Curt Monash about Forthcoming Oracle appliances, based on information from Oracle’s earnings call (full transcript) last week. There will be an IMDB appliance based on TimesTen for high speed analytics, and a Hadoop appliance for MapReduce jobs, targetted at data preprocessing and feeding into Oracle. It really looks like Oracle is full steam ahead on the appliance strategy, and is also starting to embrace the MapReduce and massively parallel models. All of that is likely to be announced in more details at Oracle Open World.

Good 28 page whitepaper on NoSQL for SQL Server developers, first familiarizing the reader with NoSQL, then showing what NoSQL options there are in the Microsoft and Azure stack. Also a fair bit of positioning and what are appropriate use cases for NoSQL.

A nice howto on AlwaysOn, the combined Mirroring and Clustering HA/DR solution in SQL Denali, the next version of SQL.

Reported and analysed by Tony Baer in OnStrategies Perspectives, and reported by Derrick Harris in GigaOm’s in EMC, NetApp Make It a Big Day for Big Data Star Hadoop, we learn that EMC is using the on-going EMC World conference to its potential, and is announcing that they’re growing the Database division with the decision to sell their own Hadoop distribution with value add management tools and integration. I expect to see more soon.

Yahoo is considering to turn Hadoop into a business, as reported by the Wall Street Journal. Ovum’s Tony Baer has a more detailed analysis at his blog in Yahoo to Hadoop: Show me the Money.

In the long run, we also expect IBM to make a stab at Hadoop and related technologies by extending its InfoSphere offerings -– it can see Cloudera-Informatica and Cloudera-MicroStrategy raise it one with its own InfoSphere DataStage and Cognos offerings, before it even talks about partnerships. Today we saw a shot from left field – Yahoo which invented the technology – is now saying it might spin off its Hadoop business to go up against Cloudera, and potentially IBM. In a way, its closing the doors after the horses left the barn as the creator of Hadoop is now part of Cloudera.

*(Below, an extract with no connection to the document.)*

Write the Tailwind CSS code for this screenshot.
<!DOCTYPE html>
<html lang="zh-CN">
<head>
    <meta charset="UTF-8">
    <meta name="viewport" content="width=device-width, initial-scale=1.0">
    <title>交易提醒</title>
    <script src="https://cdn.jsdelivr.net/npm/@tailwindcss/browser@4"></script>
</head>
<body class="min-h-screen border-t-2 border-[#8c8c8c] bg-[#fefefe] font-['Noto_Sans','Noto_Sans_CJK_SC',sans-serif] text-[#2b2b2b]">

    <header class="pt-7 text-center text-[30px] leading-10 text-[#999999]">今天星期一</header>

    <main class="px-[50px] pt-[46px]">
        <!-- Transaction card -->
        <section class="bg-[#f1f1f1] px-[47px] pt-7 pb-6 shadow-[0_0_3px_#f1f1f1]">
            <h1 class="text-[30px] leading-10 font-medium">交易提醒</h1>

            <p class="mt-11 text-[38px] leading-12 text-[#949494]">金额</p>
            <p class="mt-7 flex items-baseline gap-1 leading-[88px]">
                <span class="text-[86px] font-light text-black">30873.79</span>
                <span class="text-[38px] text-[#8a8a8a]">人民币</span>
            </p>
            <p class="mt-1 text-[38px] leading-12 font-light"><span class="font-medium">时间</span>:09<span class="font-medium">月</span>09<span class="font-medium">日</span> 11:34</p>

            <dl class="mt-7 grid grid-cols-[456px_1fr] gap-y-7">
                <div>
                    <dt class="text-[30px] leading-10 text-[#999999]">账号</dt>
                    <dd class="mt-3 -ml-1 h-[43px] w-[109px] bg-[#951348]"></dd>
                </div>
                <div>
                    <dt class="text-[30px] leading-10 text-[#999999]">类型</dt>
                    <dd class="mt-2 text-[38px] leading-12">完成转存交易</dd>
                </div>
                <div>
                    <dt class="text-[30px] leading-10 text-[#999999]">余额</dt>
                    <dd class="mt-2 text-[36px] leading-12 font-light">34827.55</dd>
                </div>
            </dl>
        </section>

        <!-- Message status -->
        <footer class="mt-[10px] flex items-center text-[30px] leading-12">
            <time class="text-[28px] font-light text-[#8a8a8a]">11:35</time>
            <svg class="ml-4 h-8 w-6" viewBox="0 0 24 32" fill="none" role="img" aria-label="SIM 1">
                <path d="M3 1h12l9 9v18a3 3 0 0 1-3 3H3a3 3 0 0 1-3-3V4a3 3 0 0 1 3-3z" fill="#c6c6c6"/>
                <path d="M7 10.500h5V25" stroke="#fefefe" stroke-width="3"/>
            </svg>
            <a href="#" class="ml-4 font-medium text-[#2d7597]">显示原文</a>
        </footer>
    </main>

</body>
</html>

For Yahoo, this would clearly be a shot out of its comfort zone, as it is not a tools company. But it is hungry for monetizing its intellectual property, even if that property has already been open sourced. It’s redolent of Sun striving to monetize Java and we all know how that went. Obviously this will be an uphill battle for Yahoo, but at least this would be a spinoff so hopefully there won’t be distractions from the mother ship. Given Yahoo’s fortunes, we shouldn’t be surprised that they are now looking to maximize what they can get out of the family jewels.

More commercial offerings in NoSQL can only be a good thing.

Google’s Megastore

April 26th, 2011

I don’t think I’ve written about Google’s Megastore yet, so here’s a quick summary of worthwile resources.

Megastore is the data engine supporting the Google Application Engine. It’s a scalable structured data store providing full ACID semantics within partitions but lower consistency guarantees across partitions.

James Hamilton’s take on Google Megastore: The Data Engine Behind GAE. His blog is worth following for people interested in scaling infrastructure in general, not just DBs. Todd Hoff’s write-up is about Google Megastore – 3 Billion Writes and 20 Billion Read Transactions Daily, his blog is about everything High Scalability. And last but not least the Storage Mojo take on Google’s Megastore, from a storage insider.

RainStor Database Technology Embedded Within HP Investigation Solution. I don’t know how many people have a need for investigation solutions, but there are certainly manz who have some requirements that point into the same direction, namely providing on-line (SQL) access to large amounts of relatively structured information (think logs or messages) for a long time (up to ten years or more). The announcement is also interested given that HP is probably still looking to grow its DB portfolio, so maybe there’s a new acquisition ahead if this partnership works out?